A atual novela das 9, Amor à Vida, tem de tudo um pouco. Tem vilão gay. Tem mocinhos gays. Tem mocinha boba. Tem criança perdida/encontrada/roubada/misturada/disputada. Tem a menina bonita doente. Tem o moço bonito malvado. Tem médica que mente, ex-chacrete que vende cachorro quente e periguete engraçada. E tem também uma gordinha recordista de clichês, o que não é pouco se a gente pensar que essa novela é tão cheia de clichês que dá até enjoo.
A personagem é Perséfone, interpretada por Fabiana Karla. A tal Perséfone é enfermeira, virgem, dirige um Fusca, veste roupas que provavelmente herdou da avó ou de uma tia bem velhinha e, mais que tudo, é carente. Daquele tipo de carência que sai pelos poros, escorre pelo rosto, mancha a gola da blusa e amarela qualquer tecido. A luta atual da moça é para perder a virgindade, o que tem se demonstrado uma tarefa absurdamente difícil. Ninguém quer a Perséfone, embora ela seja uma menina tão inteligente, generosa, simpática, carinhosa e alegre.

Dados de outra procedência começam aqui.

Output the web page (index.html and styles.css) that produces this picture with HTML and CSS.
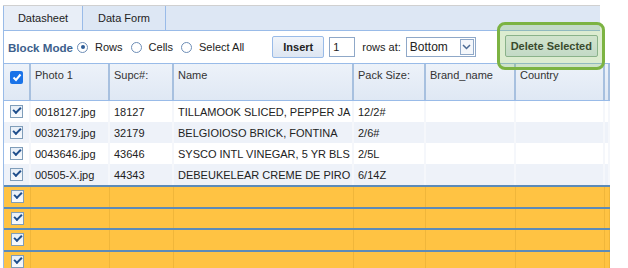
FILE: index.html
```html
<!DOCTYPE html>
<html>
<head>
<meta charset="utf-8">
<link rel="stylesheet" href="styles.css">
</head>
<body>
<div class="panel">
  <div class="tabs">
    <div class="tab active">Datasheet</div>
    <div class="tab">Data Form</div>
  </div>
  <div class="toolbar">
    <span class="mode">Block Mode</span>
    <label class="radio"><span class="rb on"></span>Rows</label>
    <label class="radio"><span class="rb"></span>Cells</label>
    <label class="radio"><span class="rb"></span>Select All</label>
    <button class="btn insert">Insert</button>
    <span class="num">1</span>
    <span class="lbl">rows at:</span>
    <span class="sel">Bottom<span class="arrow"><svg width="9" height="6" viewBox="0 0 9 6"><path d="M1 1 L4.5 4.5 L8 1" fill="none" stroke="#4a6a94" stroke-width="1.5"/></svg></span></span>
    <button class="btn del">Delete Selected</button>
  </div>
  <div class="grid">
    <div class="row head">
      <div class="c ck"><span class="hcb"><svg width="10" height="9" viewBox="0 0 10 9"><path d="M1.5 4.5 L4 7 L8.5 1.5" fill="none" stroke="#fff" stroke-width="2"/></svg></span></div>
      <div class="c photo">Photo 1</div>
      <div class="c supc">Supc#:</div>
      <div class="c name">Name</div>
      <div class="c pack">Pack Size:</div>
      <div class="c brand">Brand_name</div>
      <div class="c country">Country</div>
      <div class="c extra"></div>
    </div>
    <div class="row">
      <div class="c ck"><span class="cb"></span></div>
      <div class="c photo">0018127.jpg</div>
      <div class="c supc">18127</div>
      <div class="c name">TILLAMOOK SLICED, PEPPER JA</div>
      <div class="c pack">12/2#</div>
      <div class="c brand"></div>
      <div class="c country"></div>
      <div class="c extra"></div>
    </div>
    <div class="row alt">
      <div class="c ck"><span class="cb"></span></div>
      <div class="c photo">0032179.jpg</div>
      <div class="c supc">32179</div>
      <div class="c name">BELGIOIOSO BRICK, FONTINA</div>
      <div class="c pack">2/6#</div>
      <div class="c brand"></div>
      <div class="c country"></div>
      <div class="c extra"></div>
    </div>
    <div class="row">
      <div class="c ck"><span class="cb"></span></div>
      <div class="c photo">0043646.jpg</div>
      <div class="c supc">43646</div>
      <div class="c name">SYSCO INTL VINEGAR, 5 YR BLS</div>
      <div class="c pack">2/5L</div>
      <div class="c brand"></div>
      <div class="c country"></div>
      <div class="c extra"></div>
    </div>
    <div class="row alt">
      <div class="c ck"><span class="cb"></span></div>
      <div class="c photo">00505-X.jpg</div>
      <div class="c supc">44343</div>
      <div class="c name">DEBEUKELEAR CREME DE PIRO</div>
      <div class="c pack">6/14Z</div>
      <div class="c brand"></div>
      <div class="c country"></div>
      <div class="c extra"></div>
    </div>
    <div class="row new"><div class="c ck"><span class="cb"></span></div><div class="c photo"></div><div class="c supc"></div><div class="c name"></div><div class="c pack"></div><div class="c brand"></div><div class="c country"></div><div class="c extra"></div></div>
    <div class="row new"><div class="c ck"><span class="cb"></span></div><div class="c photo"></div><div class="c supc"></div><div class="c name"></div><div class="c pack"></div><div class="c brand"></div><div class="c country"></div><div class="c extra"></div></div>
    <div class="row new"><div class="c ck"><span class="cb"></span></div><div class="c photo"></div><div class="c supc"></div><div class="c name"></div><div class="c pack"></div><div class="c brand"></div><div class="c country"></div><div class="c extra"></div></div>
    <div class="row new"><div class="c ck"><span class="cb"></span></div><div class="c photo"></div><div class="c supc"></div><div class="c name"></div><div class="c pack"></div><div class="c brand"></div><div class="c country"></div><div class="c extra"></div></div>
  </div>
</div>
<div class="highlight"></div>
</body>
</html>
```
FILE: styles.css
```css
html, body { margin: 0; padding: 0; background: #fff; }
body { font-family: "Liberation Sans", Arial, sans-serif; font-size: 11px; color: #222; overflow: hidden; height: 268px; position: relative; }
.panel { margin: 5px 0 0 3px; width: 607px; }
.tabs { display: flex; height: 24px; background: #dde7f4; border-top: 1px solid #d0d0d0; border-bottom: 1px solid #99bbe8; width: 597px; }
.tab { width: 78px; border-right: 1px solid #99bbe8; display: flex; align-items: center; justify-content: center; color: #222; }
.tab.active { background: #e8eef7; border-left: 1px solid #99bbe8; }
.tab + .tab { width: 82px; }
.toolbar { display: flex; align-items: center; height: 32px; border-left: 1px solid #99bbe8; padding-left: 4px; }
.mode { font-weight: bold; color: #3d5f8c; font-size: 11.6px; margin-right: 4px; }
.radio { display: flex; align-items: center; margin-right: 8px; color: #222; }
.rb { width: 9px; height: 9px; border: 1px solid #6d8db6; border-radius: 50%; margin-right: 7px; position: relative; background: #fff; }
.rb.on::after { content: ""; position: absolute; left: 2.5px; top: 2.5px; width: 4px; height: 4px; border-radius: 50%; background: #2e5c96; }
.btn { font-family: "Liberation Sans", Arial, sans-serif; font-size: 11px; font-weight: bold; color: #222; border: 1px solid #99bbe8; border-radius: 2px; background: linear-gradient(#f0f4fa, #dde6f2); height: 22px; padding: 0; }
.insert { width: 52px; margin-left: 20px; }
.num { border: 1px solid #8fa8c8; margin-left: 5px; display: flex; align-items: center; padding-left: 3px; box-sizing: border-box; width: 26px; height: 20px; }
.lbl { margin-left: 7px; }
.sel { margin-left: 5px; width: 70px; height: 20px; border: 1px solid #8fa8c8; box-sizing: border-box; display: flex; align-items: center; padding-left: 3px; font-size: 12px; position: relative; }
.arrow { position: absolute; right: 1px; top: 1px; width: 14px; height: 16px; border: 1px solid #8fa8c8; box-sizing: border-box; display: flex; align-items: center; justify-content: center; background: #f4f7fb; }
.del { width: 93px; margin-left: 29px; margin-top: -2px; border-color: #8fb0a0; }
.highlight { position: absolute; left: 497px; top: 22px; width: 108px; height: 48px; box-sizing: border-box; border: 3px solid #7cb342; border-radius: 8px; background: rgba(125, 185, 80, 0.27); }
.grid { border-left: 1px solid #99bbe8; }
.row { display: flex; height: 21px; }
.c { box-sizing: border-box; padding: 0 4px; display: flex; align-items: center; white-space: nowrap; overflow: hidden; border-right: 2px solid #f5f7fb; }
.ck { width: 27px; justify-content: center; padding: 0; }
.photo { width: 79px; }
.supc { width: 64px; }
.name { width: 180px; }
.pack { width: 72px; }
.brand { width: 90px; }
.country { width: 89px; }
.extra { width: 5px; padding: 0; }
.head { height: 36px; background: linear-gradient(#edf2f9, #dfe8f4); border-top: 1px solid #99bbe8; border-bottom: 1px solid #99bbe8; }
.head .c { align-items: flex-start; padding-top: 5px; border-right: 2px solid #a7c0df; color: #333; }
.head .ck { align-items: flex-start; padding-top: 7px; }
.hcb { width: 13px; height: 13px; background: #1a73e8; border-radius: 2px; display: flex; align-items: center; justify-content: center; }
.alt { background: #eef2f9; }
.cb { width: 11px; height: 11px; border: 1px solid #7f9db9; background: linear-gradient(#e6eef7, #f8fafd); position: relative; }
.cb::after { content: ""; position: absolute; left: 2px; top: 1px; width: 6px; height: 3px; border-left: 2px solid #1f4e8c; border-bottom: 2px solid #1f4e8c; transform: rotate(-45deg); transform-origin: center; }
.new { background: #ffc343; border-top: 2px solid #5d8bb8; height: 21.5px; box-sizing: border-box; }
.new .c { border-right: 1px solid #f0b63a; }
```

É difícil explicar para alguém que não sofra esse tipo de discriminação velada o quanto essa situação da personagem pode ser aterrorizante. É como se todos os seus traumas, todos os seus medos, fossem escancarados. Sabe? Como se você passasse os dias tentando se convencer de que os monstros que vivem embaixo da cama são coisa da sua imaginação e de repente alguém te mostrasse uma colmeia de monstros que vivem embaixo da cama de alguém que se parece muito com você.
O fato da Perséfone se dispor a cozinhar para o alvo de seu encantamento é muito revelador. O moço não a convida para jantar num lugar bonito, ela é que consegue convencê-lo a ir visitá-la. Então ela serve um prato com camarões, ele tem uma crise alérgica. Passado o susto, novo jantar, de novo na casa dela, e dessa vez nada de alergias. Só que o moço brocha antes mesmo de tirar a roupa. Mas ela não desiste, e no dia seguinte vai lá convidá-lo de novo para jantar. Então ele diz que ela não leve a mal, mas que pra ele, tem que ter amor… que ela é gente boa, claro que ele gosta dela, mas que tem que ter aquele tchammm… e não tem.
Acho que o grande problema na situação toda, para mim, é o fato de que o autor não dotou a personagem das emoções típicas de uma mulher. Ela não se apaixona pelos sujeitos, ela quer apenas perder a virgindade com eles. Até por isso, as rejeições que sofre não lhe trazem aquela tristeza aguda,ou alguma raiva que a faça ofender alguém. A Perséfone é rasa e sempre disposta a continuar tentando, sem nunca realmente acusar os golpes, sem nunca se abater pelos tocos que leva sem nenhuma piedade. Ela continua sorrindo, continua boazinha, continua carente.
As reclamações a respeito da postura da personagem já andam circulando por ai há mais de um mês. As pessoas pedem que o autor mude a história, que dote a Perséfone de alguma força, algum amor próprio, que a faça ser “uma pessoa como as outras”. No dia 4 de junho, ele, o autor – Walcyr Carrasco é o seu nome – defendeu a sua história na Revista Época. Disse que ele já foi gordo, e que ainda é gordinho. Contou histórias de seus dias mais gordos. Afirmou que existe preconceito, sim. Nas suas palavras, “Obesidade pode ser uma questão de saúde. Ou de reeducação alimentar. Mas não pode se tornar um problema de rejeição social”. Chegou atrasado, Walcyr. Isso já está devidamente estabelecido na nossa sociedade.
A promessa final dele é que haverá surpresas no final da novela. As gordinhas o agradecerão. Agradecerão o que, Seu Walcyr? Se esta é uma história em que a mocinha “menos favorecida” se ferra a novela inteira para ter alguma redenção totalmente descabida no final, essa história já foi contada algumas vezes. Seguir este caminho é só insinuar de novo que gorda = feia, mas que até as feias podem se dar bem. Não tem surpresa nenhuma aí. Surpresa mesmo seria colocar, na novela das 9, uma personagem gordinha que fosse bem resolvida, que se vestisse bem, que mandasse o sujeito às favas e xingasse um pouco a amiga problemática, os médicos folgados, os homens que a olham com desdém. Daí sim a gente veria alguns clichês serem contrariados, Walcyr. Daí sim a gente se sentiria mais bem representada.
Nota da Vivi: sem falar na questão da profissional “Enfermeira Perséfone”, né? Fica evidente a postura submissa e insegura, até em relação a tia da cantina. Falta de autoestima e profissionalismo em proporções semelhantes. Clichê brabo, amador.